Executive Summary
One of the key benefits of Social Security is the spousal benefit – a payment at retirement that goes not to the worker who paid into Social Security over time, but his/her spouse. The payment was originally designed to provide retirement support for what were typically (at the time) stay-at-home spouses in a single-income household, and still remains relevant today for many spouses who take at least some time off from work to raise a family.
However, the spousal benefit is not only available for currently married couples; single people who were previously married may also be entitled to a spousal benefit, based on the ex-spouse’s earnings record. This spousal benefit for divorcees becomes available as long as the couple was married for at least 10 years, and the divorcee has not remarried.

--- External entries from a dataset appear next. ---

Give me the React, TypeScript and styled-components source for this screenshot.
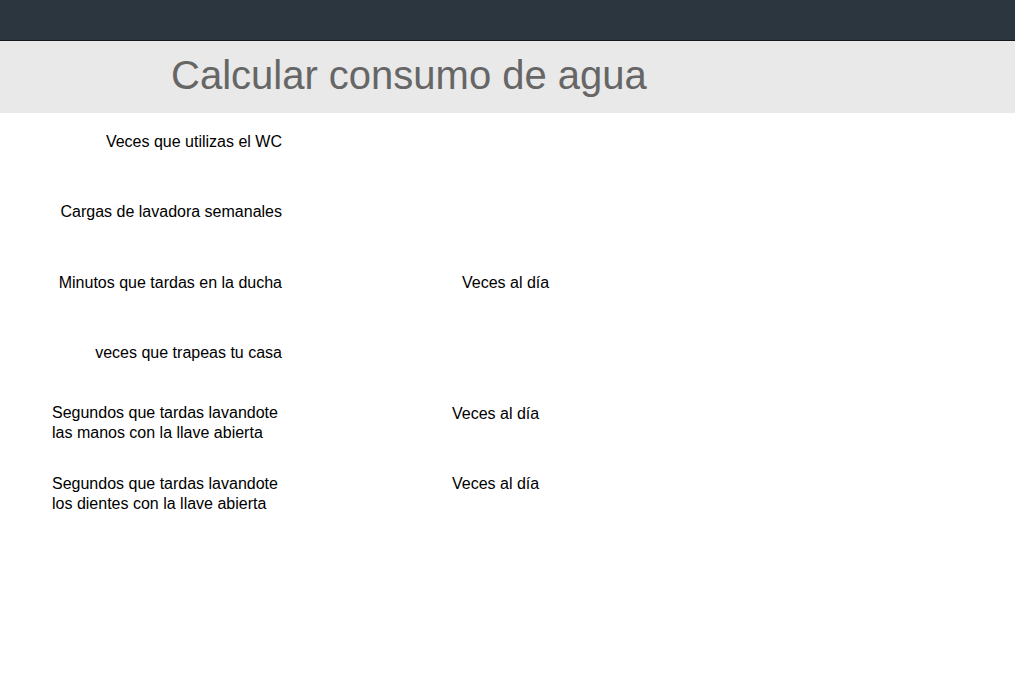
import styled, { createGlobalStyle } from 'styled-components'

const GlobalStyle = createGlobalStyle`
  html, body {
    margin: 0;
    padding: 0;
    background: #ffffff;
    font-family: "Liberation Sans", Arial, sans-serif;
  }
`

const NavBar = styled.nav`
  height: 40px;
  background-color: #2c363e;
  border-bottom: 1px solid #141a1e;
`

const Header = styled.header`
  height: 72px;
  background-color: #e9e9e9;
  display: flex;
  align-items: center;
  padding-left: 171px;
`

const Title = styled.h1`
  margin: 0;
  font-size: 40px;
  font-weight: 400;
  color: #666666;
  line-height: 1;
  padding-bottom: 4px;
`

const Form = styled.main`
  padding-top: 20px;
  display: flex;
  flex-direction: column;
`

const Row = styled.div<{ $h: number }>`
  display: flex;
  align-items: flex-start;
  height: ${({ $h }) => $h}px;
  color: #000000;
  font-size: 16px;
`

const Label = styled.label`
  width: 282px;
  text-align: right;
  line-height: 18px;
`

const LongLabel = styled.label`
  width: 230px;
  padding-left: 52px;
  line-height: 20px;
  text-align: left;
`

const Extra = styled.span<{ $offset: number; $top?: number }>`
  margin-left: ${({ $offset }) => $offset}px;
  margin-top: ${({ $top = 0 }) => $top}px;
  line-height: 18px;
`

const App = () => {
  return (
    <>
      <GlobalStyle />
      <NavBar />
      <Header>
        <Title>Calcular consumo de agua</Title>
      </Header>
      <Form>
        <Row $h={70}>
          <Label>Veces que utilizas el WC</Label>
        </Row>
        <Row $h={71}>
          <Label>Cargas de lavadora semanales</Label>
        </Row>
        <Row $h={70}>
          <Label>Minutos que tardas en la ducha</Label>
          <Extra $offset={180}>Veces al día</Extra>
        </Row>
        <Row $h={59}>
          <Label>veces que trapeas tu casa</Label>
        </Row>
        <Row $h={71}>
          <LongLabel>Segundos que tardas lavandote las manos con la llave abierta</LongLabel>
          <Extra $offset={170} $top={2}>Veces al día</Extra>
        </Row>
        <Row $h={71}>
          <LongLabel>Segundos que tardas lavandote los dientes con la llave abierta</LongLabel>
          <Extra $offset={170} $top={1}>Veces al día</Extra>
        </Row>
      </Form>
    </>
  )
}

export default App
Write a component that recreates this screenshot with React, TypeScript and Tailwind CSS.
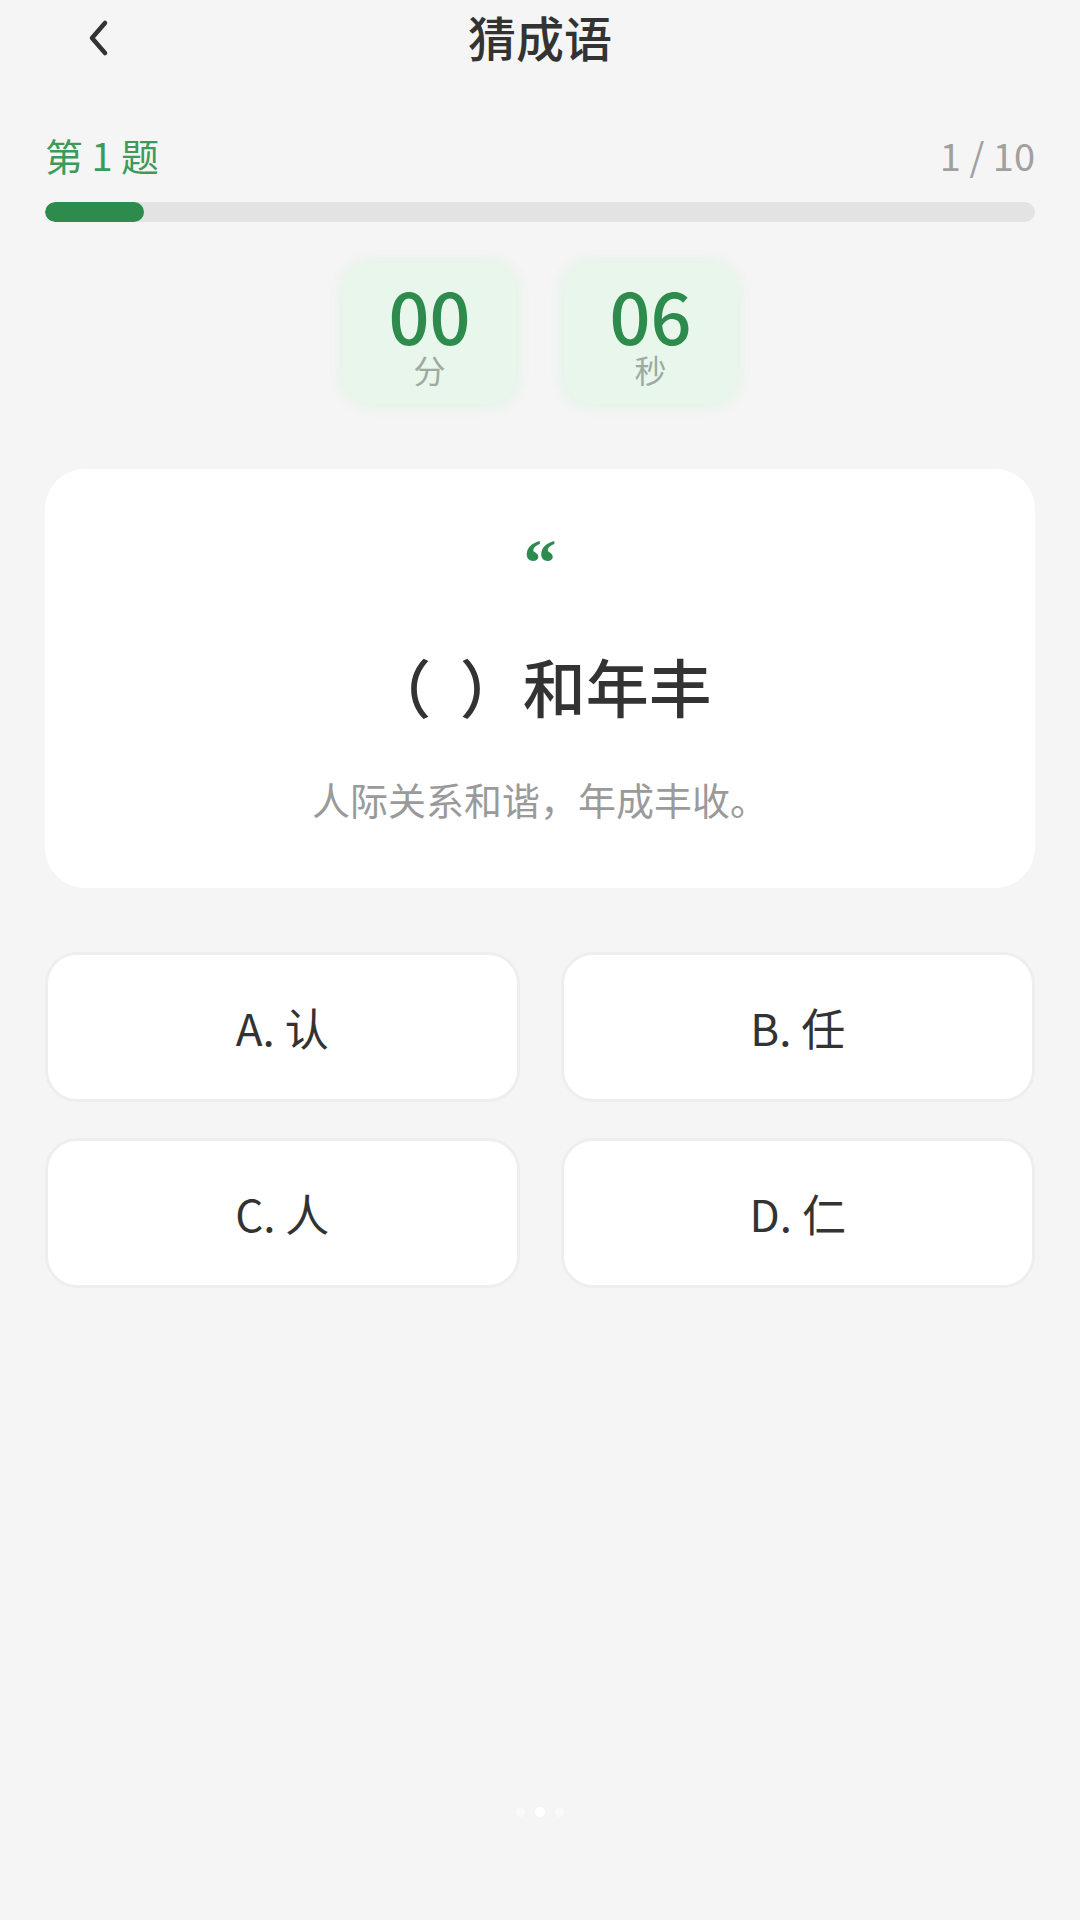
import React from 'react';

const options = ['A. 认', 'B. 任', 'C. 人', 'D. 仁'];

const App: React.FC = () => {
  return (
    <div
      className="min-h-[1920px] w-[1080px] bg-[#f5f5f5] flex flex-col text-[#333333]"
      style={{ fontFamily: '"Noto Sans CJK SC", "Noto Sans", sans-serif' }}
    >
      {/* header */}
      <div className="h-[76px] flex items-center justify-center relative">
        <button className="absolute left-[80px] top-[18px] w-[36px] h-[40px] flex items-center justify-center">
          <svg width="28" height="38" viewBox="0 0 28 38" fill="none">
            <polyline points="21,4 8,19 21,34" stroke="#333" strokeWidth="4.5" strokeLinecap="round" strokeLinejoin="round" />
          </svg>
        </button>
        <h1 className="text-[48px] leading-none font-medium mt-[-5px]">猜成语</h1>
      </div>

      {/* progress */}
      <div className="px-[45px] mt-[60px]">
        <div className="flex justify-between items-center text-[38px] leading-none">
          <span className="text-[#3d9a5b]">第 1 题</span>
          <span className="text-[#a0a0a0]">1 / 10</span>
        </div>
        <div className="mt-[28px] h-[20px] rounded-full bg-[#e3e3e3] overflow-hidden">
          <div className="h-full w-[10%] rounded-full bg-[#2e8b4e]" />
        </div>
      </div>

      {/* timer */}
      <div className="mt-[41px] flex justify-center gap-[48px]">
        {[
          ['00', '分'],
          ['06', '秒'],
        ].map(([v, l]) => (
          <div
            key={l}
            className="w-[173px] h-[141px] rounded-[28px] bg-[#e9f6eb] shadow-[0_0_16px_rgba(218,242,222,0.95)] flex flex-col items-center pt-[13px]"
          >
            <span className="text-[72px] leading-[76px] font-medium text-[#2e8b4e]">{v}</span>
            <span className="text-[32px] leading-[34px] text-[#9cab9f]">{l}</span>
          </div>
        ))}
      </div>

      {/* question card */}
      <div className="mx-[45px] mt-[65px] bg-white rounded-[40px] flex flex-col items-center pt-[64px] pb-[70px]">
        <span
          className="text-[66px] leading-[60px] font-bold text-[#2e8b4e]"
          style={{ fontFamily: '"Liberation Serif", serif' }}
        >
          “
        </span>
        <div className="mt-[60px] text-[63px] leading-none font-medium text-[#333]">（&nbsp;&nbsp;）和年丰</div>
        <div className="mt-[64px] text-[38px] leading-none text-[#9a9a9a]">人际关系和谐，年成丰收。</div>
      </div>

      {/* options */}
      <div className="mx-[45px] mt-[64px] grid grid-cols-2 gap-x-[41px] gap-y-[36px]">
        {options.map((o) => (
          <button
            key={o}
            className="h-[150px] rounded-[32px] bg-white border-[3px] border-[#eeeeee] flex items-center justify-center text-[44px] text-[#333]"
          >
            {o}
          </button>
        ))}
      </div>

      {/* page dots */}
      <div className="mt-auto mb-[103px] flex justify-center items-center gap-[10px]">
        <span className="w-[9px] h-[9px] rounded-full bg-[#fafafa]" />
        <span className="w-[10px] h-[10px] rounded-full bg-white" />
        <span className="w-[9px] h-[9px] rounded-full bg-[#fafafa]" />
      </div>
    </div>
  );
};

export default App;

For some divorcees, the ex-spouse’s spousal benefit is a key pillar of retirement income, and choosing when to start the benefit – early at a reduced amount, or at full retirement age for the full amount – is a crucial decision. For others, the ex-spousal benefit will ultimately be trumped the divorcee’s own retirement benefit from years of working. But for those born in 1953 or earlier, who are eligible for retirement and (ex-)spouse benefits, there is still an opportunity to further leverage the spousal benefit by filing a Restricted Application for just the ex-spouse’s benefit at full retirement age, and switching to his/her own individual benefit at age 70 – increased by 32% Delayed Retirement Credits!
For some divorcees, though, the biggest opportunity of the ex-spouse’s spousal benefit is simply recognizing when it’s available, and claiming it properly, as if the ex-spouse’s benefit is larger, the divorcee can actually step up his/her benefit to the higher amount!
Example. Jim and Mary were married for 22 years while raising a family, and during most of that time Mary was a stay-at-home mother. The couple divorced 5 years ago when Jim and Mary were both 57, and now as Mary reaches age 62, she is wondering whether/what Social Security benefits she may be entitled to as a divorcee.
Spousal Benefits For Married Couples and Divorced Ex-Spouses
Anyone who works and earns at least 40 Social Security credits (generally by working at least 10 years) is entitled for a Social Security retirement benefit. The full benefit – called the individual’s Primary Insurance Amount (PIA), and based on his/her historical earnings record – is payable at his/her full retirement age (FRA).
In addition, a worker’s spouse may be entitled to a spousal benefit, which is 50% of the worker’s PIA. The benefit was intended primarily to help cover stay-at-home spouses in a single-income household.
In the event that both members of the couple worked, technically they may be entitled to both his/her own individual retirement benefit and a spousal benefit. Although, ultimately, Social Security will only pay to each person whichever amount is higher, not the cumulative total of both. (Technically, the retirement benefit is always paid first, and then an additional benefit is paid to increase total payments up to the spousal benefit level, if the spousal benefit is the higher of the two.)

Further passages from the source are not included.